Everyone’s been saying Vincenzo looks a lot taller lately but you know, I don’t think he’s getting all that tall. I mean, look at him next to me:
Wait, camera person where are you going? Stop backing up!
Okay, fine. I’ll take the wedge heels off. He still just comes up to my chin.
I often remind Vincenzo that I’m still taller than him. Like when we’re picking blackberries on the trail, I make sure to tell him that if he can’t reach any, to call me over since I’m so much taller than him. At the ice cream store I came up behind him and tried to lift him up so he could see the flavors.
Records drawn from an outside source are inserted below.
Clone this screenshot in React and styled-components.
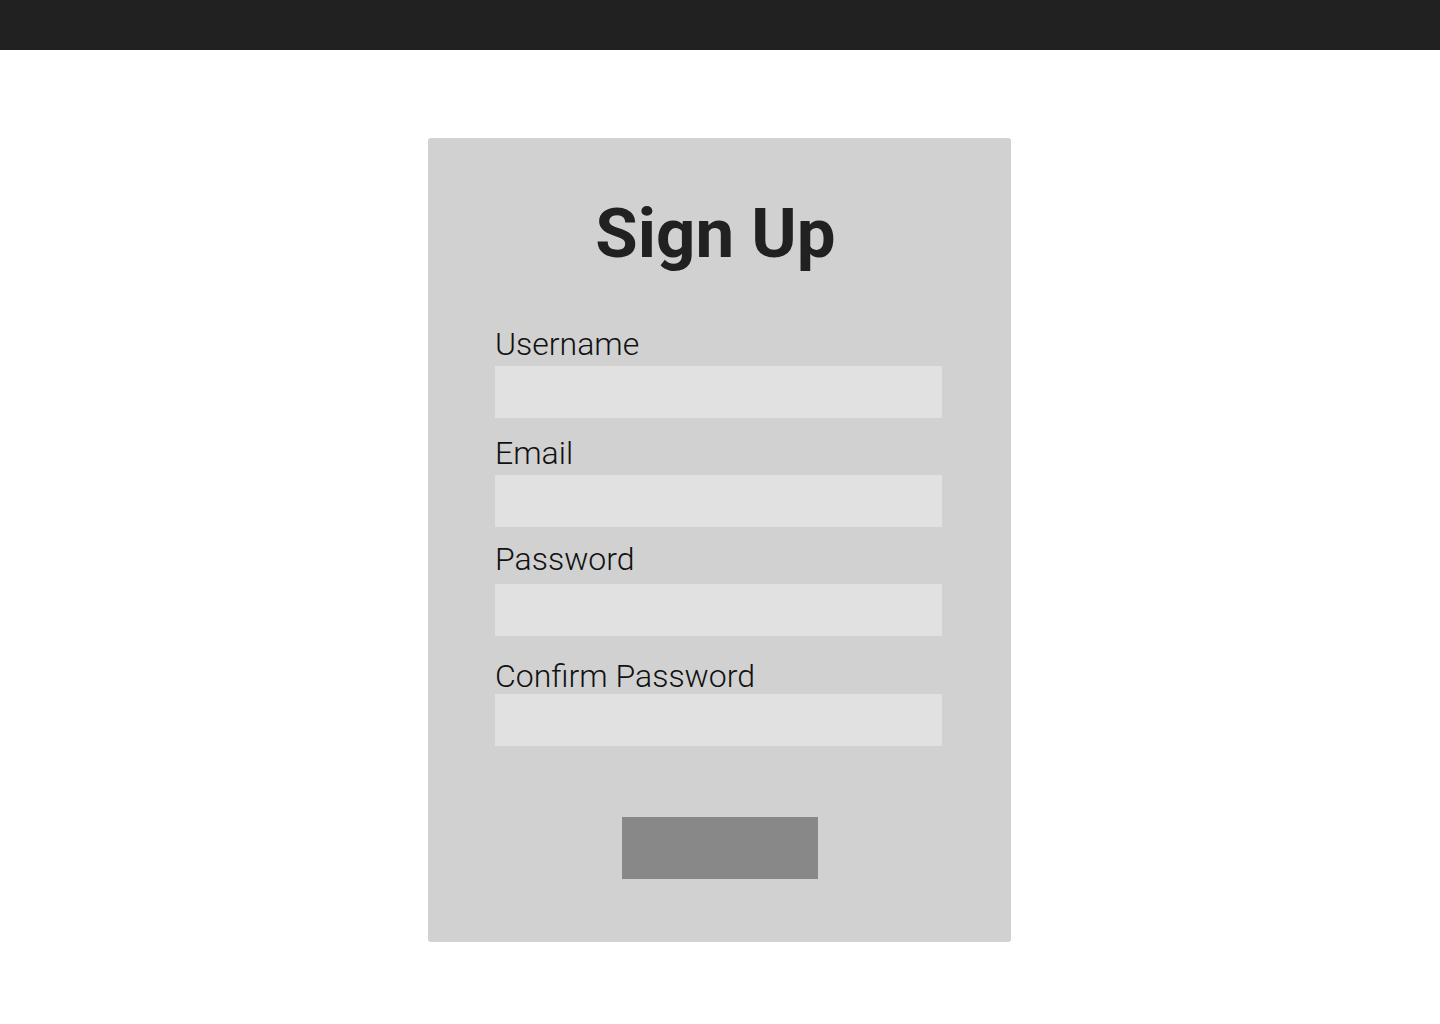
import React from 'react';
import styled, { createGlobalStyle } from 'styled-components';

const GlobalStyle = createGlobalStyle`
  * { box-sizing: border-box; }
  body {
    margin: 0;
    background: #ffffff;
    font-family: Roboto, "Liberation Sans", sans-serif;
  }
`;

const TopBar = styled.header`
  height: 50px;
  background: #212121;
`;

const Page = styled.main`
  display: flex;
  justify-content: center;
  padding: 88px 1px 80px 0;
`;

const Card = styled.form`
  width: 583px;
  height: 804px;
  background: #d1d1d1;
  border-radius: 3px;
  padding: 55px 69px 0 67px;
  display: flex;
  flex-direction: column;
`;

const Title = styled.h1`
  margin: 0 0 52px;
  font-size: 69px;
  font-weight: 700;
  line-height: 81px;
  color: #212121;
  text-align: center;
  padding-right: 6px;
`;

const Field = styled.div`
  display: flex;
  flex-direction: column;
  margin-top: ${({ top }) => top}px;
`;

const Label = styled.label`
  font-size: 32px;
  font-weight: 300;
  line-height: 37px;
  color: #111111;
  margin-bottom: ${({ gap }) => gap}px;
`;

const Input = styled.input`
  width: 447px;
  height: 52px;
  border: none;
  outline: none;
  background: #e1e1e1;
  font-family: inherit;
  font-size: 20px;
  padding: 0 12px;
`;

const Button = styled.button`
  align-self: center;
  width: 196px;
  height: 62px;
  margin-top: 71px;
  margin-left: 2px;
  border: none;
  background: #888888;
  cursor: pointer;
`;

const fields = [
  { id: 'username', label: 'Username', type: 'text', top: 0, gap: 3 },
  { id: 'email', label: 'Email', type: 'email', top: 17, gap: 3 },
  { id: 'password', label: 'Password', type: 'password', top: 14, gap: 6 },
  { id: 'confirm', label: 'Confirm Password', type: 'password', top: 22, gap: -1 },
];

const App = () => (
  <>
    <GlobalStyle />
    <TopBar />
    <Page>
      <Card onSubmit={(e) => e.preventDefault()}>
        <Title>Sign Up</Title>
        {fields.map((f) => (
          <Field key={f.id} top={f.top}>
            <Label htmlFor={f.id} gap={f.gap}>{f.label}</Label>
            <Input id={f.id} type={f.type} />
          </Field>
        ))}
        <Button type="submit" />
      </Card>
    </Page>
  </>
);

export default App;
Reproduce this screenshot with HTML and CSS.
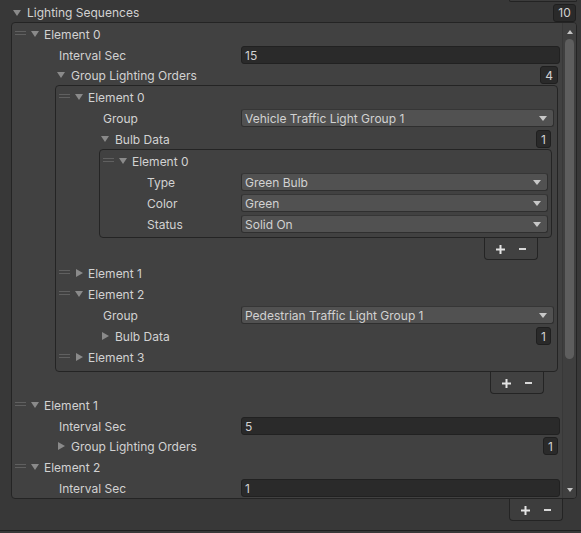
FILE: index.html
```html
<!DOCTYPE html>
<html>
<head>
<meta charset="utf-8">
<link rel="stylesheet" href="styles.css">
</head>
<body>
<div class="stub-row"><div class="stub"></div></div>
<div class="header">
  <span class="fold down"></span><span class="title">Lighting Sequences</span><span class="count count-top">10</span>
</div>
<div class="list list-outer">
  <div class="items">
    <div class="row elem"><span class="handle"></span><span class="fold down"></span><span class="name">Element 0</span></div>
    <div class="row prop l1 num-row"><span class="plabel">Interval Sec</span><span class="field num">15</span></div>
    <div class="row sub l1"><span class="fold down"></span><span class="name">Group Lighting Orders</span><span class="count">4</span></div>
    <div class="list list-nested lv2">
      <div class="items">
        <div class="row elem"><span class="handle"></span><span class="fold down"></span><span class="name">Element 0</span></div>
        <div class="row prop l2"><span class="plabel">Group</span><span class="field drop"><span class="val">Vehicle Traffic Light Group 1</span><span class="caret"></span></span></div>
        <div class="row sub l2"><span class="fold down"></span><span class="name">Bulb Data</span><span class="count">1</span></div>
        <div class="list list-nested lv3">
          <div class="items">
            <div class="row elem"><span class="handle"></span><span class="fold down"></span><span class="name">Element 0</span></div>
            <div class="row prop l3"><span class="plabel">Type</span><span class="field drop"><span class="val">Green Bulb</span><span class="caret"></span></span></div>
            <div class="row prop l3"><span class="plabel">Color</span><span class="field drop"><span class="val">Green</span><span class="caret"></span></span></div>
            <div class="row prop l3"><span class="plabel">Status</span><span class="field drop"><span class="val">Solid On</span><span class="caret"></span></span></div>
          </div>
        </div>
        <div class="footer foot3">
          <svg class="plus" width="9" height="9" viewBox="0 0 9 9"><path d="M4.5 0V9M0 4.5H9" stroke="#e4e4e4" stroke-width="2"/></svg>
          <svg class="minus" width="7" height="2" viewBox="0 0 7 2"><path d="M0 1H7" stroke="#d8d8d8" stroke-width="2"/></svg>
        </div>
        <div class="row elem gap-after-foot3"><span class="handle"></span><span class="fold right"></span><span class="name">Element 1</span></div>
        <div class="row elem"><span class="handle"></span><span class="fold down"></span><span class="name">Element 2</span></div>
        <div class="row prop l2"><span class="plabel">Group</span><span class="field drop"><span class="val">Pedestrian Traffic Light Group 1</span><span class="caret"></span></span></div>
        <div class="row sub l2"><span class="fold right"></span><span class="name">Bulb Data</span><span class="count">1</span></div>
        <div class="row elem"><span class="handle"></span><span class="fold right"></span><span class="name">Element 3</span></div>
      </div>
    </div>
    <div class="footer foot2">
      <svg class="plus" width="9" height="9" viewBox="0 0 9 9"><path d="M4.5 0V9M0 4.5H9" stroke="#e4e4e4" stroke-width="2"/></svg>
      <svg class="minus" width="7" height="2" viewBox="0 0 7 2"><path d="M0 1H7" stroke="#d8d8d8" stroke-width="2"/></svg>
    </div>
    <div class="row elem gap-after-foot2"><span class="handle"></span><span class="fold down"></span><span class="name">Element 1</span></div>
    <div class="row prop l1 num-row"><span class="plabel">Interval Sec</span><span class="field num">5</span></div>
    <div class="row sub l1"><span class="fold right"></span><span class="name">Group Lighting Orders</span><span class="count">1</span></div>
    <div class="row elem"><span class="handle"></span><span class="fold down"></span><span class="name">Element 2</span></div>
    <div class="row prop l1 num-row"><span class="plabel">Interval Sec</span><span class="field num">1</span></div>
  </div>
  <div class="scrollbar">
    <span class="sb-up"></span>
    <span class="sb-thumb"></span>
    <span class="sb-spacer"></span>
    <span class="sb-down"></span>
  </div>
</div>
<div class="footer foot1">
  <svg class="plus" width="9" height="9" viewBox="0 0 9 9"><path d="M4.5 0V9M0 4.5H9" stroke="#e4e4e4" stroke-width="2"/></svg>
  <svg class="minus" width="7" height="2" viewBox="0 0 7 2"><path d="M0 1H7" stroke="#d8d8d8" stroke-width="2"/></svg>
</div>
<div class="bottom-line"></div>
</body>
</html>
```

FILE: styles.css
```css
* { box-sizing: border-box; }
html, body {
  margin: 0;
  padding: 0;
  background: #383838;
  height: 533px;
  overflow: hidden;
}
body {
  font-family: Inter, "Noto Sans", "DejaVu Sans", sans-serif;
  font-size: 12px;
  color: #d2d2d2;
}

/* top stub of the component above */
.stub-row {
  display: flex;
  justify-content: flex-end;
  height: 2px;
}
.stub {
  width: 68px;
  height: 2px;
  margin-right: 4px;
  background: #3c3c3c;
  border: 1px solid #232323;
  border-top: none;
  border-radius: 0 0 3px 3px;
}

/* header */
.header {
  display: flex;
  align-items: center;
  height: 19px;
  margin-top: 1px;
  padding-left: 13px;
}
.header .fold { margin-right: 5px; }
.title { color: #d2d2d2; }

.count {
  margin-left: auto;
  min-width: 15px;
  height: 18px;
  padding: 0 4px;
  display: flex;
  align-items: center;
  justify-content: center;
  background: #2a2a2a;
  border: 1px solid #1f1f1f;
  border-radius: 3px;
  color: #d2d2d2;
}
.count-top { margin-right: 5px; width: 23px; }

/* lists */
.list {
  background: #414141;
  border: 1px solid #242424;
  border-radius: 4px;
}
.list-outer {
  display: flex;
  margin-left: 11px;
  width: 566px;
  height: 477px;
  overflow: hidden;
}
.list-outer > .items {
  flex: 1;
  min-width: 0;
  overflow: hidden;
}
.items {
  padding-top: 2px;
  display: flex;
  flex-direction: column;
}
.list-nested {
  margin-top: 1px;
  flex: none;
}
.lv2 { margin-left: 43px; margin-right: 4px; }
.lv2 > .items { padding-bottom: 5px; }
.lv3 { margin-left: 43px; margin-right: 5px; }
.lv3 > .items { padding-bottom: 4px; }

/* rows */
.row {
  display: flex;
  align-items: center;
  height: 18px;
  margin-top: 3px;
  flex: none;
}
.items > .row:first-child { margin-top: 0; }
.num-row + .sub { margin-top: 2px; }
.gap-after-foot3 { margin-top: 4px; }
.gap-after-foot2 { margin-top: 2px; }

.elem { padding-left: 3px; }
.elem .handle { margin-right: 5px; }
.elem .fold { margin-right: 4px; }

.prop { padding-left: 47px; }
.sub { padding-left: 45px; }
.sub .fold { margin-right: 5px; }

.name, .plabel { color: #d2d2d2; white-space: nowrap; }
.plabel { flex: none; }
.l1 .plabel { width: 182px; }
.l2 .plabel { width: 138px; }
.l3 .plabel { width: 94px; }

.l1 .field { margin-right: 2px; }
.l1 .count { margin-right: 4px; }
.l2 .field { margin-right: 3px; }
.l2 .count { margin-right: 6px; }
.l3 .field { margin-right: 3px; }

/* handle */
.handle {
  flex: none;
  width: 11px;
  height: 4px;
  border-top: 1px solid #606060;
  border-bottom: 1px solid #606060;
  transform: translateY(-1px);
}

/* foldout arrows */
.fold {
  flex: none;
  width: 9px;
  height: 8px;
  position: relative;
}
.fold.down::before {
  content: "";
  position: absolute;
  left: 0;
  top: 1px;
  border-left: 4.5px solid transparent;
  border-right: 4.5px solid transparent;
  border-top: 6px solid #8a8a8a;
}
.fold.right::before {
  content: "";
  position: absolute;
  left: 1px;
  top: 0;
  border-top: 4px solid transparent;
  border-bottom: 4px solid transparent;
  border-left: 7px solid #8a8a8a;
}

/* fields */
.field {
  flex: 1;
  min-width: 0;
  height: 18px;
  display: flex;
  align-items: center;
  padding-left: 3px;
  border-radius: 3px;
  color: #d2d2d2;
  white-space: nowrap;
}
.num {
  background: #2a2a2a;
  border: 1px solid #212121;
}
.drop {
  background: #515151;
  border: 1px solid #2f2f2f;
  border-top-color: #363636;
}
.drop .val { flex: 1; }
.caret {
  flex: none;
  width: 0;
  height: 0;
  margin-right: 6px;
  border-left: 4px solid transparent;
  border-right: 4px solid transparent;
  border-top: 5px solid #c8c8c8;
}

/* footers (+ / -) */
.footer {
  flex: none;
  display: flex;
  align-items: center;
  width: 54px;
  height: 22px;
  padding: 1px 0 0 11px;
  border: 1px solid #242424;
  border-top: none;
  border-radius: 0 0 4px 4px;
  background: #414141;
  align-self: flex-end;
}
.footer .minus { margin-left: 14px; }
.foot3 { margin-right: 19px; }
.foot2 { margin-right: 18px; }
.foot1 { margin-left: auto; margin-right: 18px; background: #3d3d3d; }

/* scrollbar */
.scrollbar {
  flex: none;
  width: 14px;
  display: flex;
  flex-direction: column;
  align-items: center;
  border-left: 1px solid #383838;
  background: #3f3f3f;
}
.sb-up {
  margin-top: 7px;
  border-left: 3.5px solid transparent;
  border-right: 3.5px solid transparent;
  border-bottom: 4px solid #c4c4c4;
}
.sb-thumb {
  margin-top: 5px;
  width: 9px;
  height: 320px;
  border-radius: 5px;
  background: #5e5e5e;
}
.sb-spacer { flex: 1; }
.sb-down {
  margin-bottom: 6px;
  border-left: 3.5px solid transparent;
  border-right: 3.5px solid transparent;
  border-top: 4px solid #c4c4c4;
}

.bottom-line {
  margin-top: 9px;
  height: 1px;
  background: #1f1f1f;
}
```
When he stands close enough to me I thank him for bringing me my armrest.
Okay, so maybe he is encroaching on my height, and maybe I’m having a bit of a hard time with it.
I’ve seen this very thing happen to other moms, how one year the Christmas card makes sense and the parents are standing there like the demigods and rulers they are and then the next year, the demigods look like an older, smaller, and possibly shrinking versions of themselves.
I just kinda thought I’d always be the right height for my family. Like this:
Instead of *just barely* this:
Kids these days. They ain’t got no respect for their 5-foot-3-inch mothers.
But hey, every cloud has a silver lining. Now Vincenzo and I wear the same shoe size and can finally swap shoes with each other!
Well he definitely gets the better deal there.